_MATERIAL PROVIDED_:

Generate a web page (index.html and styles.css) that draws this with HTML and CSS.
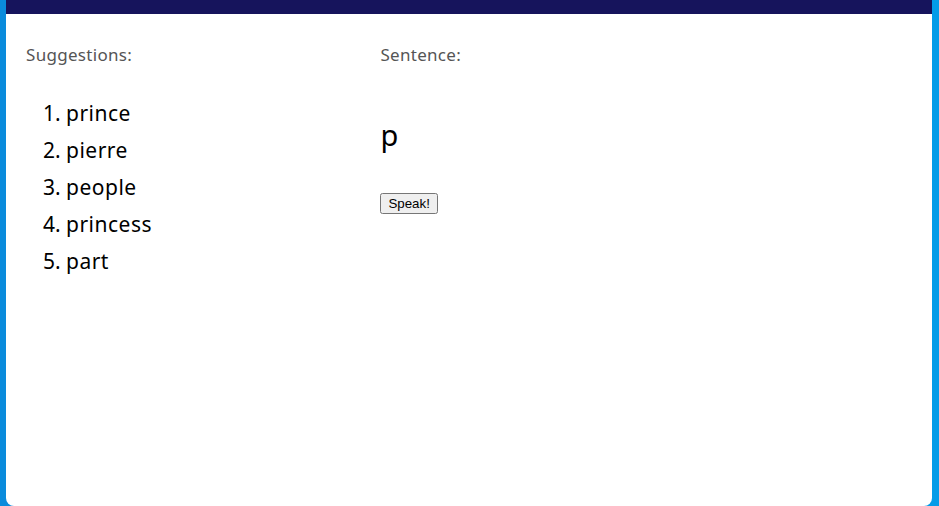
FILE: index.html
```html
<!DOCTYPE html>
<html>
<head>
<meta charset="utf-8">
<link rel="stylesheet" href="styles.css">
</head>
<body>
<div class="card">
  <div class="topbar"></div>
  <div class="content">
    <section class="col col-left">
      <div class="label">Suggestions:</div>
      <ol class="suggestions">
        <li>prince</li>
        <li>pierre</li>
        <li>people</li>
        <li>princess</li>
        <li>part</li>
      </ol>
    </section>
    <section class="col col-right">
      <div class="label">Sentence:</div>
      <div class="sentence">p</div>
      <button class="speak">Speak!</button>
    </section>
  </div>
</div>
</body>
</html>
```
FILE: styles.css
```css
html, body {
  margin: 0;
  height: 100%;
}
body {
  background: linear-gradient(90deg, #0a8bdc 0%, #0996e2 50%, #049ce8 100%);
  padding: 0 7px 0 6px;
  box-sizing: border-box;
  overflow: hidden;
  font-family: "Noto Sans", sans-serif;
}
.card {
  background: #fff;
  height: 506px;
  border-radius: 0 0 8px 8px;
  overflow: hidden;
}
.topbar {
  height: 14px;
  background: #16145c;
}
.content {
  display: grid;
  grid-template-columns: 40% 60%;
  padding: 28px 20px 0 20px;
}
.label {
  font-size: 17px;
  letter-spacing: 0.3px;
  color: #555;
  line-height: 26px;
}
.suggestions {
  margin: 27px 0 0 0;
  padding-left: 40px;
  font-size: 21px;
  letter-spacing: 0.5px;
  line-height: 37px;
  color: #000;
}
.suggestions li::marker {
  letter-spacing: 0;
}
.sentence {
  font-size: 29px;
  line-height: 40px;
  margin-top: 47px;
  color: #000;
}
.speak {
  margin-top: 38px;
  font-family: "Liberation Sans", Arial, sans-serif;
  font-size: 13.333px;
  padding: 1px 6px;
}
```
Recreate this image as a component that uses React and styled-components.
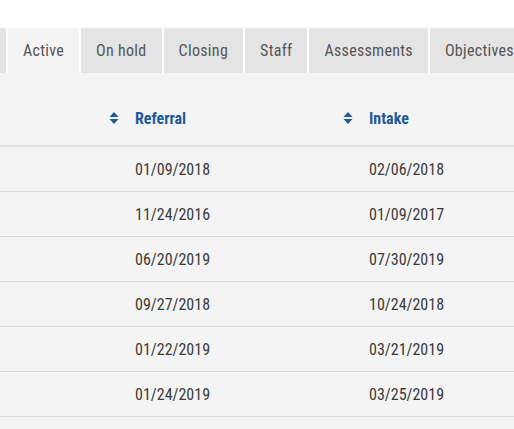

_SHORT PROBLEM_: Make an exact copy of the records shown above, without the pictures.

_SOLVED PROBLEM_:
Generate a web page (index.html and styles.css) that draws this with HTML and CSS.
FILE: index.html
```html
<!DOCTYPE html>
<html>
<head>
<meta charset="utf-8">
<link rel="stylesheet" href="styles.css">
</head>
<body>
<div class="card">
  <div class="topbar"></div>
  <div class="content">
    <section class="col col-left">
      <div class="label">Suggestions:</div>
      <ol class="suggestions">
        <li>prince</li>
        <li>pierre</li>
        <li>people</li>
        <li>princess</li>
        <li>part</li>
      </ol>
    </section>
    <section class="col col-right">
      <div class="label">Sentence:</div>
      <div class="sentence">p</div>
      <button class="speak">Speak!</button>
    </section>
  </div>
</div>
</body>
</html>
```
FILE: styles.css
```css
html, body {
  margin: 0;
  height: 100%;
}
body {
  background: linear-gradient(90deg, #0a8bdc 0%, #0996e2 50%, #049ce8 100%);
  padding: 0 7px 0 6px;
  box-sizing: border-box;
  overflow: hidden;
  font-family: "Noto Sans", sans-serif;
}
.card {
  background: #fff;
  height: 506px;
  border-radius: 0 0 8px 8px;
  overflow: hidden;
}
.topbar {
  height: 14px;
  background: #16145c;
}
.content {
  display: grid;
  grid-template-columns: 40% 60%;
  padding: 28px 20px 0 20px;
}
.label {
  font-size: 17px;
  letter-spacing: 0.3px;
  color: #555;
  line-height: 26px;
}
.suggestions {
  margin: 27px 0 0 0;
  padding-left: 40px;
  font-size: 21px;
  letter-spacing: 0.5px;
  line-height: 37px;
  color: #000;
}
.suggestions li::marker {
  letter-spacing: 0;
}
.sentence {
  font-size: 29px;
  line-height: 40px;
  margin-top: 47px;
  color: #000;
}
.speak {
  margin-top: 38px;
  font-family: "Liberation Sans", Arial, sans-serif;
  font-size: 13.333px;
  padding: 1px 6px;
}
```
Recreate this image as a component that uses React and styled-components.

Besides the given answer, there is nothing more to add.